++++ DATASET RECORDS ++++
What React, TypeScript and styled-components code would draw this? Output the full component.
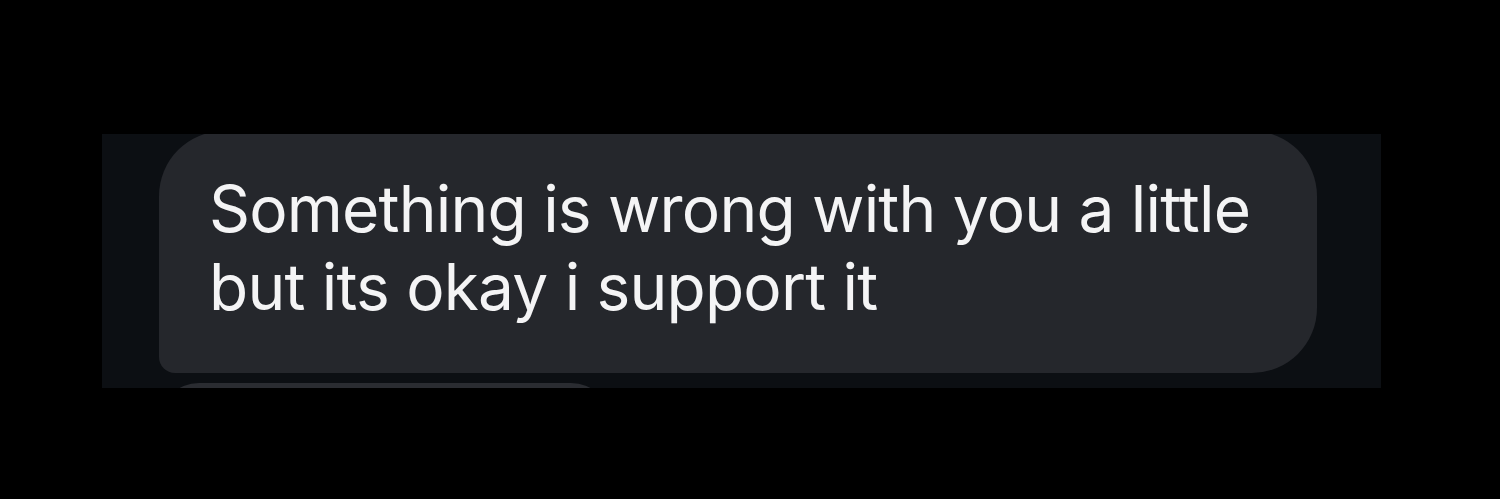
++++
++++ DATASET RECORDS ++++
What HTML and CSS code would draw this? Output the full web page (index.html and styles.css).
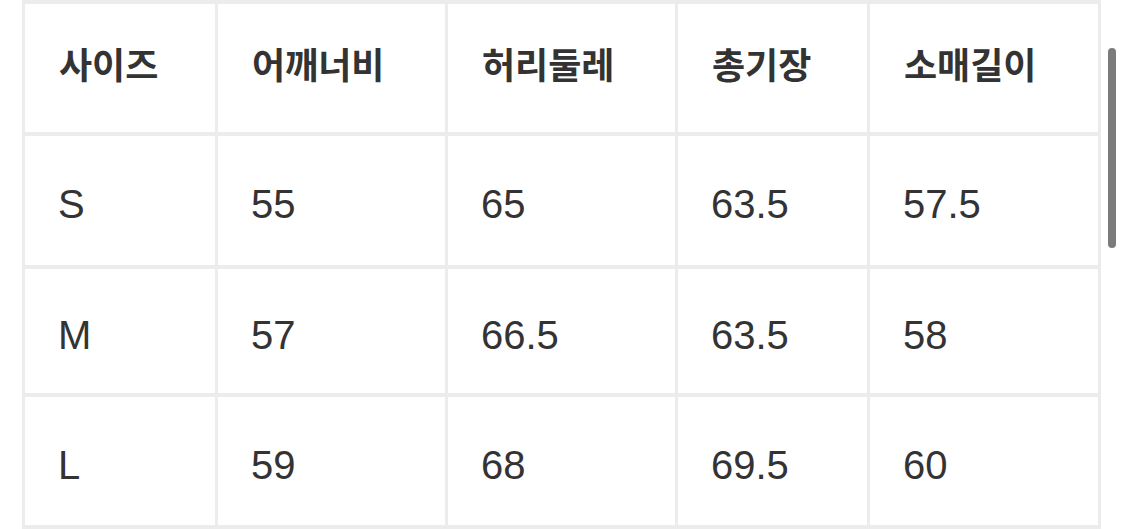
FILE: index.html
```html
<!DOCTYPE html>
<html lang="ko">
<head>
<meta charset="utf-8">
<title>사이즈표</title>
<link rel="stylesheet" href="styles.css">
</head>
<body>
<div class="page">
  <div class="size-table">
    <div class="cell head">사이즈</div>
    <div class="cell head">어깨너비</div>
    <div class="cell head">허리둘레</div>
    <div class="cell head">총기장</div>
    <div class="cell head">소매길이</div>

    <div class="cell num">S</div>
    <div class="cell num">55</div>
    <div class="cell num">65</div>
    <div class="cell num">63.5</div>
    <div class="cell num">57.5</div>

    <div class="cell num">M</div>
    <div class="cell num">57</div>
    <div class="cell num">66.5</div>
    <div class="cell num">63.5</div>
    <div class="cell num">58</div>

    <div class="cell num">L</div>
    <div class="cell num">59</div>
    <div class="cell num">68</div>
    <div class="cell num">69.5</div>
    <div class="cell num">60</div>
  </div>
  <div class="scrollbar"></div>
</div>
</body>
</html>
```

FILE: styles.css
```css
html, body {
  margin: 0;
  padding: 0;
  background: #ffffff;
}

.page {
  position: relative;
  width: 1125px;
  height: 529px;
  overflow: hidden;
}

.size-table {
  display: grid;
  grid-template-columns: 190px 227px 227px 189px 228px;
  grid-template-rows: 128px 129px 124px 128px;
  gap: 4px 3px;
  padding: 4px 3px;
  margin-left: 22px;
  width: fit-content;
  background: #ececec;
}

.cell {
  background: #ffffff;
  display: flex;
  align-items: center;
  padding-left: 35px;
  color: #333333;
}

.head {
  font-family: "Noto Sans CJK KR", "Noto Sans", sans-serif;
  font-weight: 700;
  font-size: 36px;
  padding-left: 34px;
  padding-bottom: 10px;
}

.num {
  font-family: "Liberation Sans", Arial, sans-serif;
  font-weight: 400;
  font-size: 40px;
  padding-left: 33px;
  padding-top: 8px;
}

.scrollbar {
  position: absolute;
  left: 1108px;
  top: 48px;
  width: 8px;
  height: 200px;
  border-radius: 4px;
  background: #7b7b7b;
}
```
++++
++++ DATASET RECORDS ++++
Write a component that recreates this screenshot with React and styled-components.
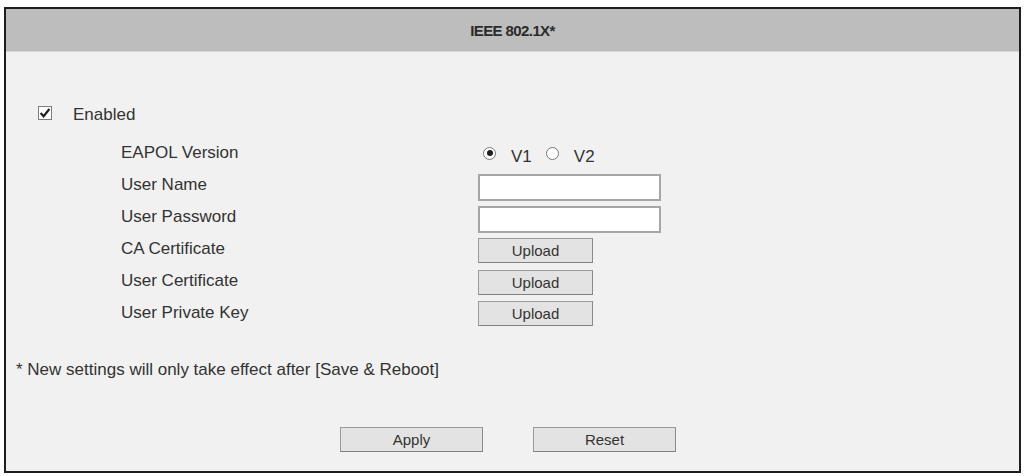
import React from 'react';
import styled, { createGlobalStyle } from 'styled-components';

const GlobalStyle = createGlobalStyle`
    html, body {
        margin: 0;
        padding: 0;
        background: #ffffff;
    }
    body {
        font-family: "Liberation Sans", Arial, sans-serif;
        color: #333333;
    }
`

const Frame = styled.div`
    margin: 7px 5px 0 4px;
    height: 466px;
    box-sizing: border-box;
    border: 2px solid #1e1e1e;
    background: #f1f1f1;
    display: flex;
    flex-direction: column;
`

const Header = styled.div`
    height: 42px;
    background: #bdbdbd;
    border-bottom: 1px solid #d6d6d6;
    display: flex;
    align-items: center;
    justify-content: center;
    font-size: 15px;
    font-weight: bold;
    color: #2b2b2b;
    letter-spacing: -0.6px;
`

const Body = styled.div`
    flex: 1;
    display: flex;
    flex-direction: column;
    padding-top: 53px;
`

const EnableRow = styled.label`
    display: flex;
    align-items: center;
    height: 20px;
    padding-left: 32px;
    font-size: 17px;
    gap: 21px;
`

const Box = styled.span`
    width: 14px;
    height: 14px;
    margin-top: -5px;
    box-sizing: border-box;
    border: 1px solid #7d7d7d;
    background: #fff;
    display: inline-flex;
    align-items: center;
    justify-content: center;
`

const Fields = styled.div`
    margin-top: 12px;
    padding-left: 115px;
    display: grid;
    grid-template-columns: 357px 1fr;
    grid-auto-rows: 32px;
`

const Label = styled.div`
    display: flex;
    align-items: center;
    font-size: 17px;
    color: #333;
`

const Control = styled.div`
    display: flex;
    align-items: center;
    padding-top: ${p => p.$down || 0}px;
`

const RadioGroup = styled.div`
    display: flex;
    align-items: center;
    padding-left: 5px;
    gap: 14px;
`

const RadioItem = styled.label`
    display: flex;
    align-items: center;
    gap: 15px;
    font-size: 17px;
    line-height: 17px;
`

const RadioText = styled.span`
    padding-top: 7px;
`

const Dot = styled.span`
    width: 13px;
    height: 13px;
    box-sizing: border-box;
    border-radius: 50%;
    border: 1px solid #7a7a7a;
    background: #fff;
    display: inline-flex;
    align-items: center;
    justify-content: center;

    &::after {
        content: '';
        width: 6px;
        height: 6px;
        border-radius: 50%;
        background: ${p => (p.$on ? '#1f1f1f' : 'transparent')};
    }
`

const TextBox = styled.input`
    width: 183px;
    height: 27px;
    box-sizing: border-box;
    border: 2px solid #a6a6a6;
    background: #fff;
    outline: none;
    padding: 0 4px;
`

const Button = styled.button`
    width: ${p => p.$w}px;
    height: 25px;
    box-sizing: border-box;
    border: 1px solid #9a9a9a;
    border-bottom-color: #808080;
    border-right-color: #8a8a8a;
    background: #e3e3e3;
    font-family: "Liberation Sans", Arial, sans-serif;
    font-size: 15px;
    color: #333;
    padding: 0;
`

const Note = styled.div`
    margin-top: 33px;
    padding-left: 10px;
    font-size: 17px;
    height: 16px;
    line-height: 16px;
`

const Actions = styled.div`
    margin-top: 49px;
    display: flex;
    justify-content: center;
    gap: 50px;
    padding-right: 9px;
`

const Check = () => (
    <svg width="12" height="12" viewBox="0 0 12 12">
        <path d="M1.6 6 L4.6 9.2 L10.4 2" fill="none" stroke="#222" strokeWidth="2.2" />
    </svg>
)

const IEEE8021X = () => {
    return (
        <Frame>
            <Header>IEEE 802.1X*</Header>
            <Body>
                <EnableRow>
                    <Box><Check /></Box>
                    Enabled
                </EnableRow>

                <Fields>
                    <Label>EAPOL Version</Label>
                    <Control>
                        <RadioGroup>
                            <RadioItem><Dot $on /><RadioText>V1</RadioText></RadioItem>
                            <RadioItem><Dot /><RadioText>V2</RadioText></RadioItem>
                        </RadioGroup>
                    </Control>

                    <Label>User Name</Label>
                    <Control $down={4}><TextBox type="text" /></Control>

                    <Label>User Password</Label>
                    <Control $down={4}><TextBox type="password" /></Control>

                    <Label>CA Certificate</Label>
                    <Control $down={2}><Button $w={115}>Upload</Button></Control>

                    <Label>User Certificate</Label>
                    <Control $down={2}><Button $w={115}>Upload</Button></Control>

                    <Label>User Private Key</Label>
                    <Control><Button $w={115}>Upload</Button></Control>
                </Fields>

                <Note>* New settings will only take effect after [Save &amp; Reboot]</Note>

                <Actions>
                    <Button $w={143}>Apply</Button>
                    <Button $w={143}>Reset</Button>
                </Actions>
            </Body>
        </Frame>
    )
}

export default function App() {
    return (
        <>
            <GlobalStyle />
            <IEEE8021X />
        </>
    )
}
++++
Scan the listing above and identify each line holding the string "would"; copy every such line.

What React, TypeScript and styled-components code would draw this? Output the full component.
What HTML and CSS code would draw this? Output the full web page (index.html and styles.css).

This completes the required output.